If you queried me recently, and didn't get a yes, these aren't your queries. I've been keeping this list for a while. [The reason you didn't get a yes is because clearly, I've lost my mind.]
1. Tepid writing. The query was so-so, but I read the pages just in case. It was like a weather report. Weather can be interesting of course; it requires dynamic writing.
How you will avoid this: if you need to set the scene remember to use vivid, vibrant language. Infusing your story with energy at the start really helps snag my interest.
2. Bad writing. The query wasn't great, but I started the pages just in case. It's just bad writing.
How you will avoid this: You probably won't, because most people start out as pretty unskilled writers, and learn their craft the old fashioned way: practice. The trick here is not to assume that agents are out to get you, or you are clearly misunderstood in your brilliance. Keep writing, keep querying. Get better.
3. A book I have zero interest in reading.
How you will avoid this: you won't and don't try to. You never know what will catch an agent's eye. This is why you query widely, you do not have a "dream agent" and you don't quit after 10, 25, or 50 passes.
4. A book that describes plot or characters in hyperbolic terms
How you will avoid this: if your novel is set in contemporary times, it has to start out from a place where I can believe the initial elements. Something like "a child prodigy in chess AND ice skating" fails that test. Characters don't need to be child prodigies to be good at something. They don't need to be good at everything. In fact, if they are, they become two dimensional and un-interesting. Same for any kind of flaw: Felix Buttonweezer is addicted to cocaine but manages to be a world class brain surgeon at the same time. Even if you know someone who fits that bill, you'll need to remember that truth can be stranger than fiction, and the characters in your novel need to sound real not BE real. Get the difference?
5. a book I've seen a million times before.
How you will avoid this: Know your category. Be able to identify to yourself at least what separates you and your novel from the pack, and then show me that difference in the query. There are a gazillion novels about hitmen, but Chris Holmes did a nice twist on that trope with a hitman who hits only other hitpersons. (The Killing Kind by Chris Holm)
The other thing that will make your query stand out is vivid writing. A plot and characters that are run of the mill can't survive tepid writing.
6. The log line in the query was so awful I didn't want to read the query.

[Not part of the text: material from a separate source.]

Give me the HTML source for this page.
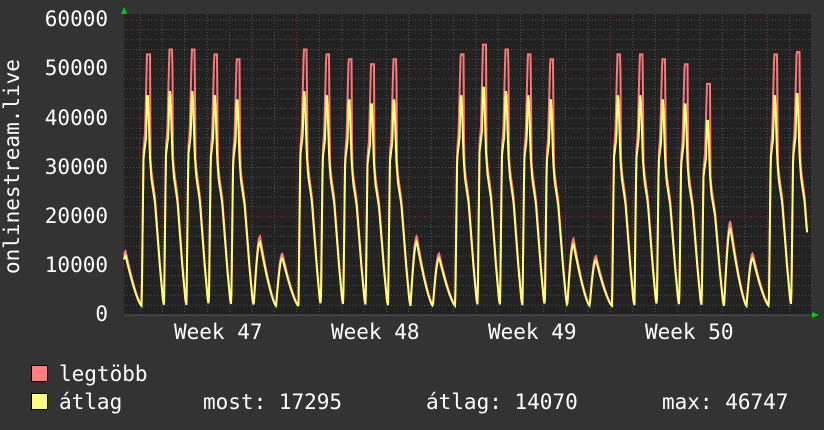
<!DOCTYPE html>
<html><head><meta charset="utf-8"><style>
html,body{margin:0;padding:0;background:#333;}
body{width:824px;height:430px;overflow:hidden;position:relative;font-family:"DejaVu Sans Mono","Liberation Mono",monospace;color:#fff;}
.t{position:absolute;font-size:21px;line-height:21px;white-space:pre;}
.yl{position:absolute;right:716px;font-size:21px;line-height:21px;}
.sq{position:absolute;left:31px;width:15px;height:15px;border:1px solid #000;}
</style></head><body>
<svg width="824" height="430" style="position:absolute;left:0;top:0">
<rect x="124" y="14" width="688" height="301" fill="#222"/>
<g id="grid"></g>
<g id="data"></g>
<polygon points="121,14 127,14 124,7" fill="#0c0"/>
<polygon points="812,312 812,318 819,315" fill="#0c0"/>
</svg>
<div class="yl" style="top:9px">60000</div>
<div class="yl" style="top:58px">50000</div>
<div class="yl" style="top:108px">40000</div>
<div class="yl" style="top:157px">30000</div>
<div class="yl" style="top:206px">20000</div>
<div class="yl" style="top:255px">10000</div>
<div class="yl" style="top:304px">0</div>
<div class="t" style="left:2px;top:274px;transform:rotate(-90deg);transform-origin:0 0;">onlinestream.live</div>
<div class="t" style="left:174px;top:322px">Week 47</div>
<div class="t" style="left:331px;top:322px">Week 48</div>
<div class="t" style="left:488px;top:322px">Week 49</div>
<div class="t" style="left:645px;top:322px">Week 50</div>
<div class="sq" style="top:365px;background:#ff7f7f"></div>
<div class="sq" style="top:393px;background:#ffff7f"></div>
<div class="t" style="left:59px;top:364px">legtöbb</div>
<div class="t" style="left:59px;top:392px">átlag</div>
<div class="t" style="left:203px;top:392px">most: 17295</div>
<div class="t" style="left:426px;top:392px">átlag: 14070</div>
<div class="t" style="left:662px;top:392px">max: 46747</div>
<script>
function Y(v){return 315-v*295/60000;}
var g=document.getElementById('grid'),h='';
for(var v=2000;v<=60000;v+=2000){var y=Y(v).toFixed(1);var maj=v%10000==0;
h+='<line x1="124" x2="812" y1="'+y+'" y2="'+y+'" stroke="'+(maj?'#8a3a3a':'#555')+'" stroke-dasharray="1,2"/>';}
for(var k=-1;k<31;k++){var x=140+22.4*k;if(x<124||x>812)continue;var maj=((k%7)+7)%7==0;
h+='<line y1="14" y2="315" x1="'+x.toFixed(1)+'" x2="'+x.toFixed(1)+'" stroke="'+(maj?'#8a3a3a':'#555')+'" stroke-dasharray="1,2"/>';}
h+='<line x1="124" x2="812" y1="315" y2="315" stroke="#555"/>';
g.innerHTML=h;
var P=[13000,53000,54000,54000,53000,52000,16000,12500,54000,53000,52000,51000,52000,16000,12500,53000,55000,54000,53000,52000,15500,12000,53000,53000,52000,51000,47000,19000,12500,53000,53500];
var RS=[[-6.3,0.04],[-4.5,0.63],[-3,0.7],[-1,1],[2,1],[2.5,0.6],[3.5,0.55],[7,0.45],[12,0.19],[15,0.06],[16.1,0.04]];
var YS=[[-6.3,0.038],[-4.5,0.6],[-2,0.68],[-1,0.84],[0,0.84],[2,0.6],[3.5,0.52],[7,0.43],[12,0.18],[15,0.055],[16.1,0.038]];
function interp(T,dx){if(dx<=T[0][0])return T[0][1];for(var i=1;i<T.length;i++){if(dx<=T[i][0]){var a=T[i-1],b=T[i];return a[1]+(b[1]-a[1])*(dx-a[0])/(b[0]-a[0]);}}return T[T.length-1][1];}
function val(x,yel){var k=Math.floor((x-141.7)/22.4)+1;if(k<0)k=0;if(k>=P.length)k=P.length-1;
var xp=148+22.4*(k-1),dx=x-xp,p=P[k];
if(p<25000){var m=yel?0.93:1;
 if(dx<-6.3)return 2000*m; if(dx<0){var f=(dx+6.3)/6.3;return (2000+(p-2000)*Math.sin(f*Math.PI/2))*m;}
 var f=Math.min(dx/16.1,1);return (2000+(p-2000)*Math.pow(1-f,1.4))*m;}
return p*interp(yel?YS:RS,dx);}
var r='',yl='';
for(var x=124;x<=808;x+=0.5){var v=val(x,0),a=val(x,1);
if(x>805){v=Math.max(v,17500);a=Math.max(a,17000);}
r+=x+','+Y(v).toFixed(1)+' ';yl+=x+','+Y(a).toFixed(1)+' ';}
document.getElementById('data').innerHTML='<polyline points="'+r+'" fill="none" stroke="#ff7777" stroke-width="2"/><polyline points="'+yl+'" fill="none" stroke="#ffff77" stroke-width="2"/>';
</script>
</body></html>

How you will avoid this: don't sabotage yourself by starting with a log line. If you think writing a query is difficult (where you have 250 words to tell me what the book is about) why the HELL would you think a log line of fewer than 15 words would be just the thing? Don't feel stupid if you can't write good log lines. They're insanely hard.
7. Category is something I don't read much of and don't particularly like
How you will avoid this: you won't, and don't try. You never know. Any agent who shames you for querying something they don't like to read should be required to post all the rejection letters s/he gets from editors. Trust me, we're all working in the dark here about what people like to read. I get a lot more information about my subject's (editors) tastes than you do, and I can still get it wrong sometimes.
8. The writing was stylized in a way that made me crazy
How you will avoid this: again, you can't. And don't worry. That's why there are a lot of us.
9. Query for a book in a category that's just not selling
How you will avoid this: either write something that sets the category on its head, or write something else. You have to really know your category here. If all the best selling authors have been published for 20+ years, that's a good sign new authors aren't getting much traction here.
10. Querying more than one book at a time. (I stop reading these queries at the point it's clear it's for more than one book)
How you will avoid this: don't do it.